Turkey has left worst behind as recovery begins with exports worth $10 billion in May, says the country's Trade Minister Ruhsar Pekcan.
Turkey's exports hit $10 billion this May in the shadow of the coronavirus pandemic, down 40.9 percent from the same month last year, according to preliminary Trade Ministry data released on Tuesday.
Commenting on the figures, Trade Minister Ruhsar Pekcan said Turkish exports in May rose 10.8 percent month-on-month while falling on an annual basis due to lower external demand, high-base effects in 2019, and bank holidays.
"Turkey left the worst behind with the May export figures, recovery begins," Pekcan said on Twitter.

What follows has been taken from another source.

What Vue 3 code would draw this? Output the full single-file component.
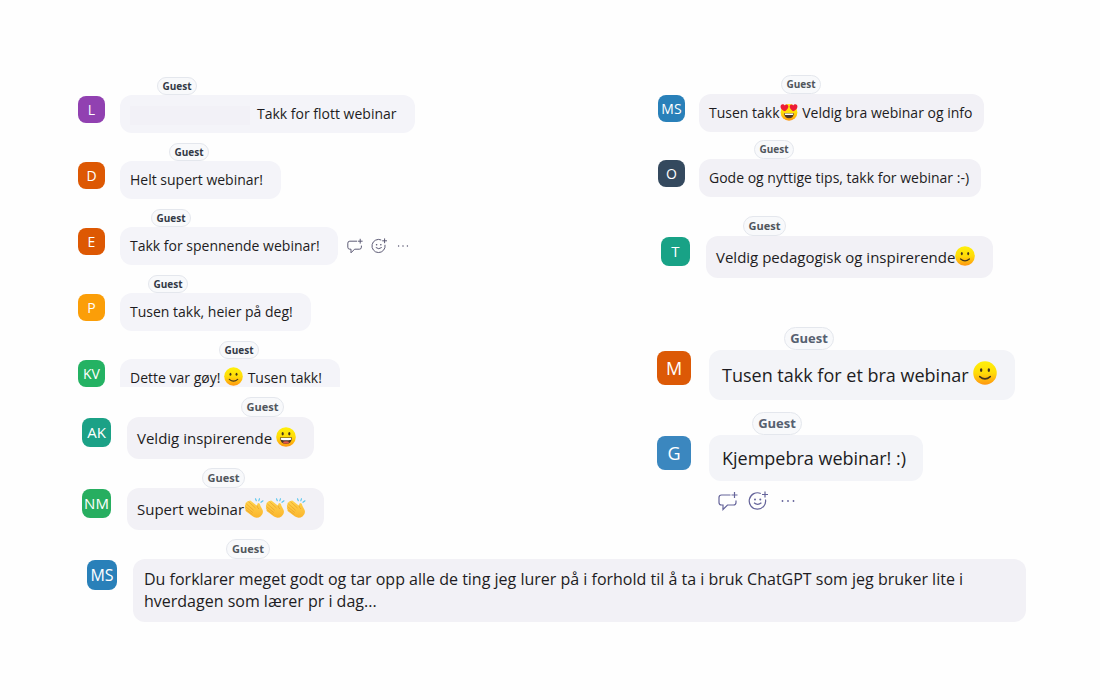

The country's imports also narrowed by 27.7 percent to $13.4 billion in the same period, the data showed.
She stressed that intermediate and investment goods imports constituted 91.2 percent of the total, pointing to a rise in production and exports for the coming period.

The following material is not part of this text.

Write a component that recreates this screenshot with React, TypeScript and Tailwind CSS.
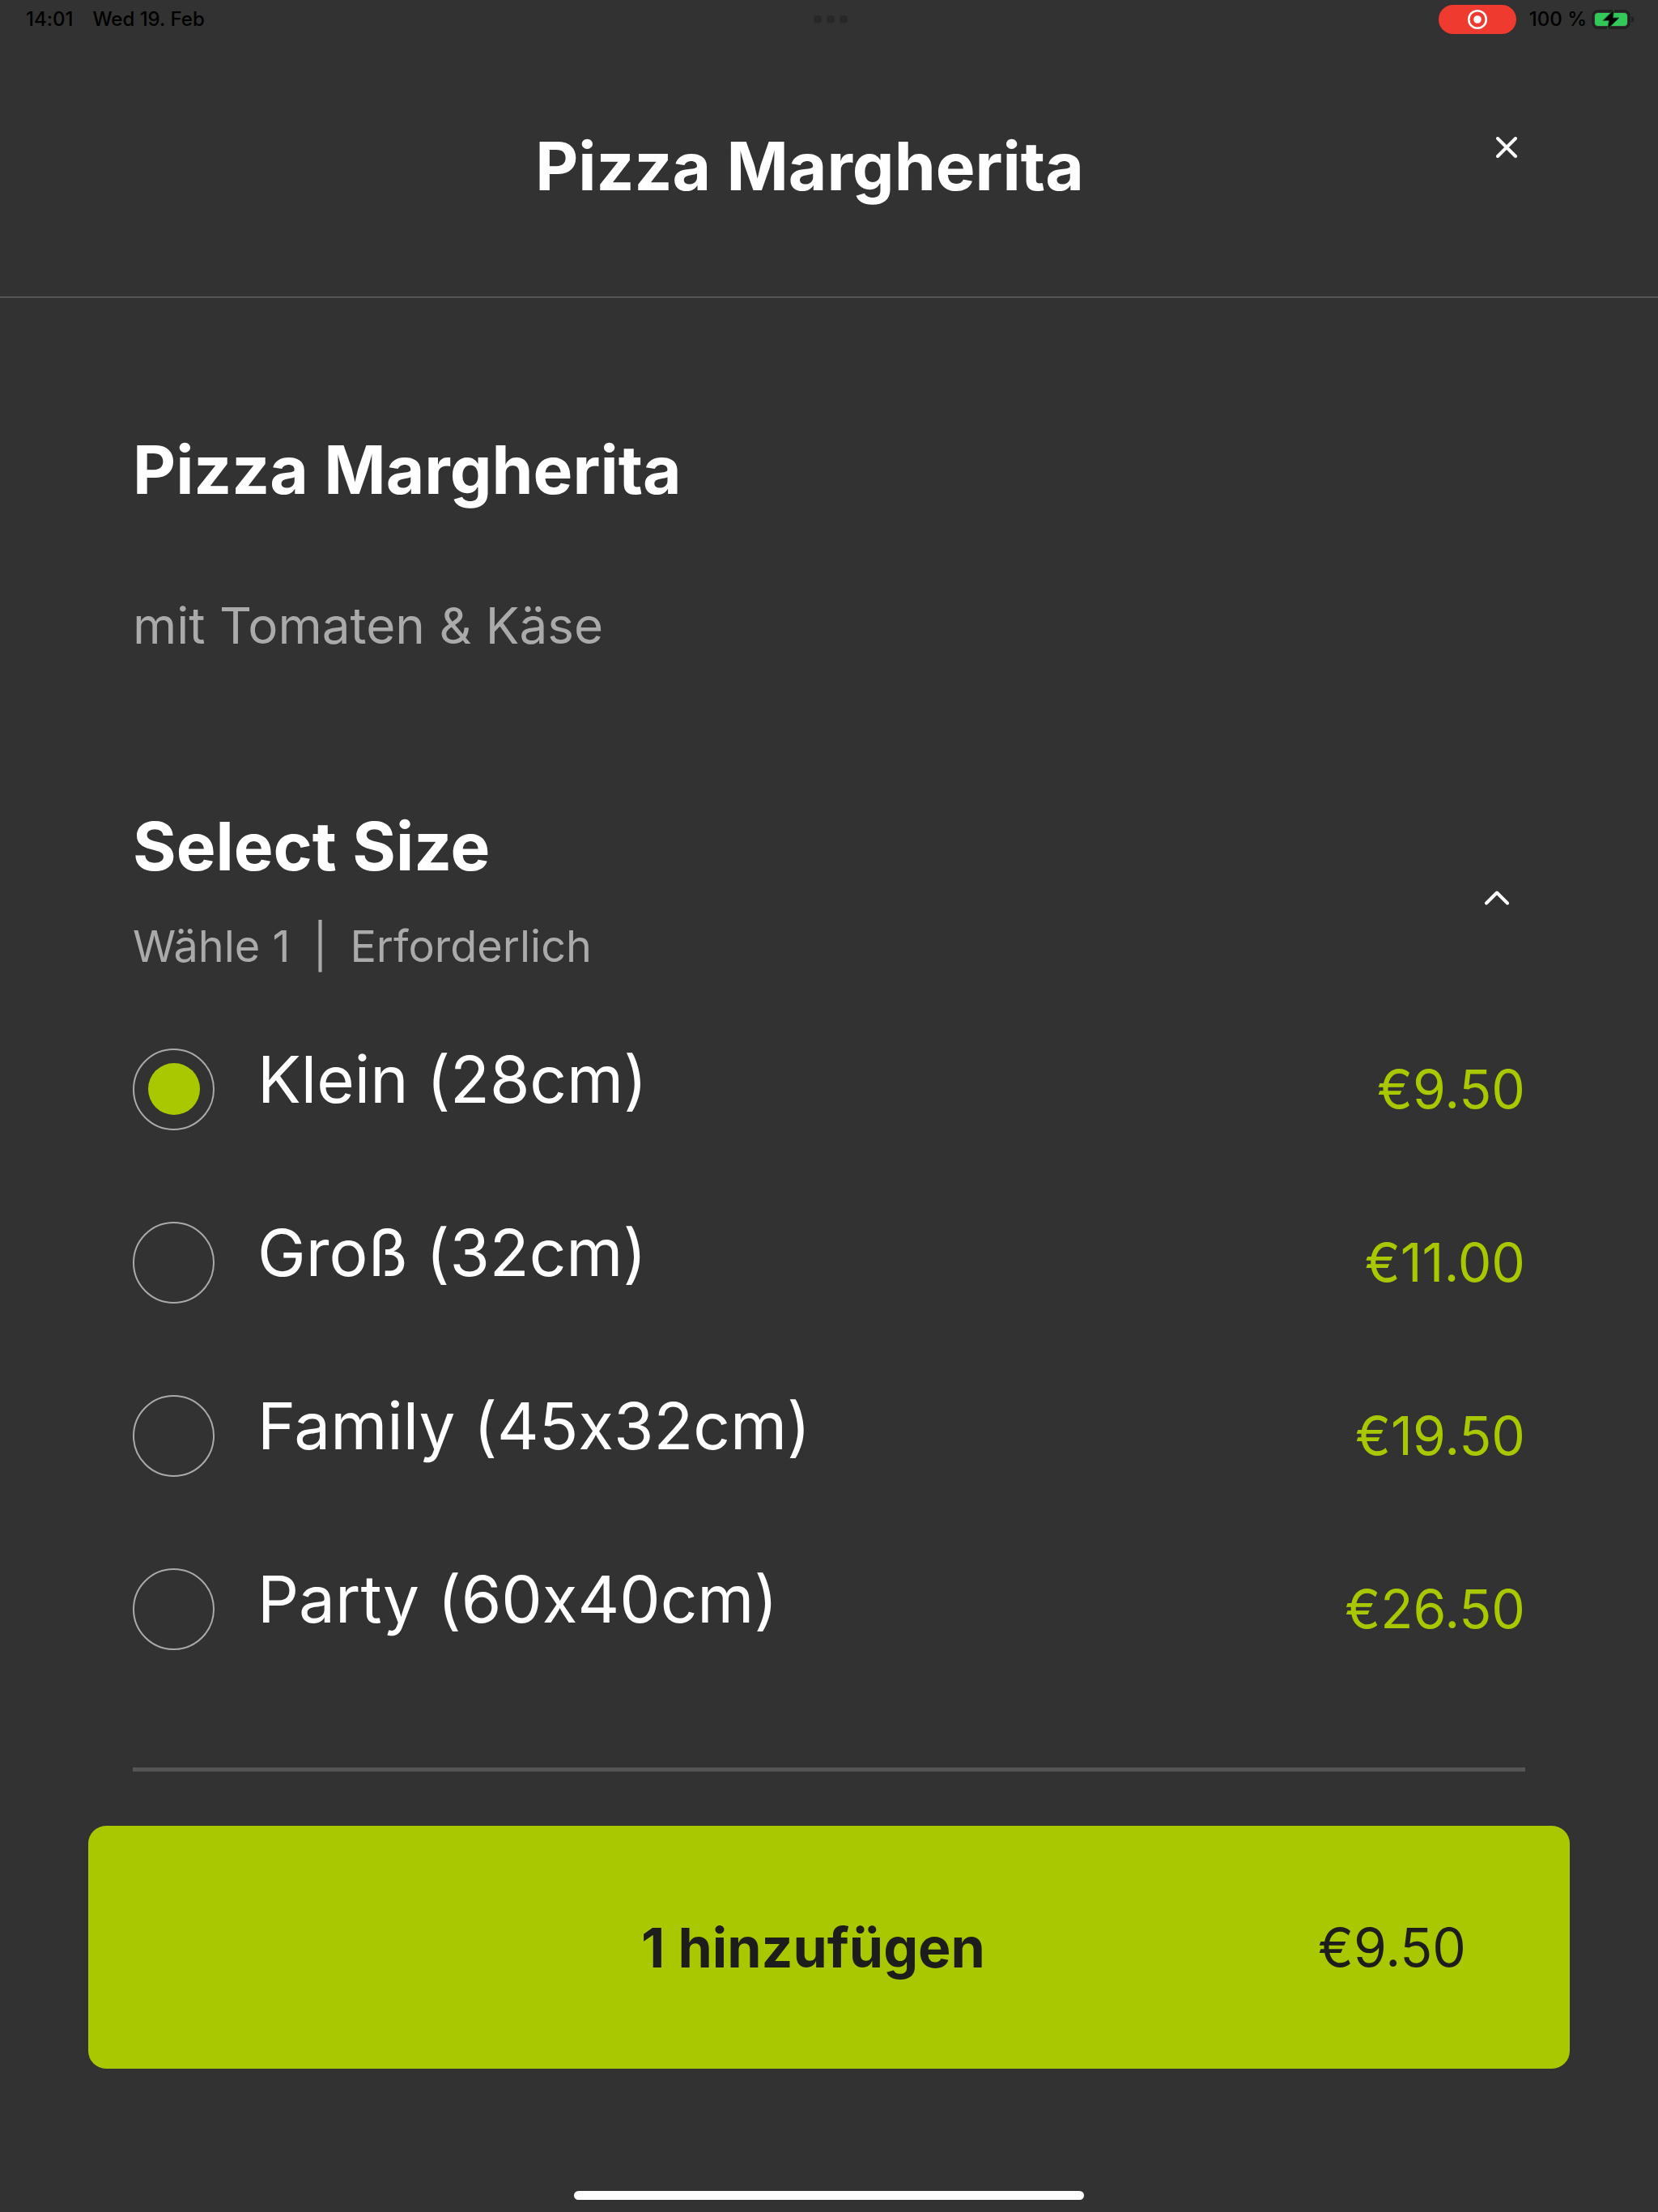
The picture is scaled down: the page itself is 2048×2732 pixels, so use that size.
import { useState } from 'react'

interface SizeOption {
  id: string
  label: string
  price: number
}

const sizes: SizeOption[] = [
  { id: 'small', label: 'Klein (28cm)', price: 9.5 },
  { id: 'large', label: 'Groß (32cm)', price: 11 },
  { id: 'family', label: 'Family (45x32cm)', price: 19.5 },
  { id: 'party', label: 'Party (60x40cm)', price: 26.5 },
]

const formatPrice = (value: number) => `€${value.toFixed(2)}`

function StatusBar() {
  return (
    <div className="grid h-12 grid-cols-[1fr_auto_1fr] items-center pr-7 pl-8 text-[24px] leading-8 font-medium text-black">
      <div className="flex gap-6">
        <span>14:01</span>
        <span>Wed 19. Feb</span>
      </div>
      <div className="flex justify-center gap-1.5">
        <span className="size-2.5 rounded-full bg-[#282828]" />
        <span className="size-2.5 rounded-full bg-[#282828]" />
        <span className="size-2.5 rounded-full bg-[#282828]" />
      </div>
      <div className="flex items-center justify-end">
        <span className="mr-4 flex h-9 w-24 items-center justify-center rounded-full bg-[#ee3a2f]">
          <svg viewBox="0 0 26 26" className="size-[26px]" aria-hidden="true">
            <circle cx="13" cy="13" r="10.8" fill="none" stroke="#fff" strokeWidth="2.6" />
            <circle cx="13" cy="13" r="4.8" fill="#fff" />
          </svg>
        </span>
        <span className="mr-1.5">100 %</span>
        <svg viewBox="0 0 54 26" className="h-[26px] w-[54px]" aria-hidden="true">
          <rect x="1.5" y="2.5" width="45" height="21" rx="6.5" fill="none" stroke="#1f1f1f" strokeWidth="2.4" />
          <rect x="4" y="5" width="40" height="16" rx="4" fill="#34c759" />
          <path d="M49 9.5c2.2.6 3.6 1.8 3.6 3.5s-1.4 2.9-3.6 3.5z" fill="#1f1f1f" />
          <path
            d="M27.5 1 14 14.5h7.5L19.5 25 34 11h-7.5z"
            fill="#000"
            stroke="#1f5c30"
            strokeWidth="1"
            strokeLinejoin="round"
          />
        </svg>
      </div>
    </div>
  )
}

export default function App() {
  const [selectedId, setSelectedId] = useState('small')
  const [open, setOpen] = useState(true)
  const selected = sizes.find((size) => size.id === selectedId) ?? sizes[0]

  return (
    <div className="flex min-h-screen flex-col bg-[#323232] font-['Inter',sans-serif] text-white [font-feature-settings:'calt'_0]">
      <StatusBar />

      <header className="flex items-start border-b-2 border-[#555] pt-[84px] pr-[137px] pb-[110px] pl-[189px]">
        <h1 className="flex-1 pt-6 text-center text-[82px] leading-[100px] font-bold">Pizza Margherita</h1>
        <button type="button" aria-label="Schließen" className="flex size-[100px] items-center justify-center">
          <svg viewBox="0 0 26 26" className="size-[26px]" fill="none" stroke="currentColor" strokeWidth="4" strokeLinecap="round">
            <path d="M2 2l22 22M24 2L2 24" />
          </svg>
        </button>
      </header>

      <main className="px-[164px] pt-[163px]">
        <h2 className="text-[82px] leading-[100px] font-bold">Pizza Margherita</h2>
        <p className="mt-[102px] text-[62px] leading-[80px] text-[#aaa]">mit Tomaten &amp; Käse</p>

        <section className="mt-[183px] border-b-[5px] border-[#555] pb-[134px]">
          <button
            type="button"
            aria-expanded={open}
            onClick={() => setOpen(!open)}
            className="flex w-full items-center justify-between text-left"
          >
            <span>
              <span className="block text-[82px] leading-[100px] font-bold">Select Size</span>
              <span className="mt-[37px] flex gap-7 text-[54px] leading-[72px] text-[#aaa]">
                <span>Wähle 1</span>
                <span>|</span>
                <span>Erforderlich</span>
              </span>
            </span>
            <span className="flex w-[70px] justify-center pt-4">
              <svg viewBox="0 0 30 18" className="h-[18px] w-[30px]" fill="none" stroke="currentColor" strokeWidth="4" strokeLinecap="round" strokeLinejoin="round">
                <path d="M2 15.5L15 2.5l13 13" />
              </svg>
            </span>
          </button>

          {open && (
            <div role="radiogroup" aria-label="Select Size" className="mt-[78px] flex flex-col gap-[90px]">
              {sizes.map((size) => (
                <label key={size.id} className="flex items-center">
                  <input
                    type="radio"
                    name="size"
                    checked={size.id === selectedId}
                    onChange={() => setSelectedId(size.id)}
                    className="grid size-[101px] shrink-0 appearance-none place-items-center rounded-full border-2 border-[#aaa] before:size-16 before:rounded-full checked:before:bg-[#aac800]"
                  />
                  <span className="flex-1 pb-6 pl-[53px] text-[80px] leading-[100px]">{size.label}</span>
                  <span className="text-[66px] leading-[80px] text-[#aac800]">{formatPrice(size.price)}</span>
                </label>
              ))}
            </div>
          )}
        </section>
      </main>

      <div className="px-[109px] pt-[67px] pb-[150px]">
        <button
          type="button"
          className="flex w-full items-center rounded-[22px] bg-[#aac800] py-[110px] pr-32 pl-[272px] text-[#1d1d1b]"
        >
          <span className="flex-1 text-center text-[68px] leading-[80px] font-bold">1 hinzufügen</span>
          <span className="text-[66px] leading-[80px]">{formatPrice(selected.price)}</span>
        </button>
      </div>

      <div className="mx-auto mt-auto mb-[15px] h-[11px] w-[630px] rounded-full bg-white" />
    </div>
  )
}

Pekcan said that the export/import coverage ratio climbed to 74.3 percent, up from 66.3 percent in May 2019.
Turkey last month saw a nearly 34 percent annual decline in the foreign trade volume to $23.4 billion, according to the data.
May's foreign trade deficit was more than double the deficit in the same month last year, reaching $3.4 billion.
"Our exports on a working-day basis in May surged 28.5 percent compared to April, hitting $540.5 million," Pekcan added.
Exports to the EU, the country's main export market, soared 17.3 percent on a monthly basis in May, she noted.
Stating that the economy's main locomotive sectors saw a revival in exports compared to a month earlier, Pekcan said automotive exports jumped 95.5 percent, ready-wear exports rose 45.5 percent, and textile and defence exports climbed 35.5 percent and 33.9 percent, respectively.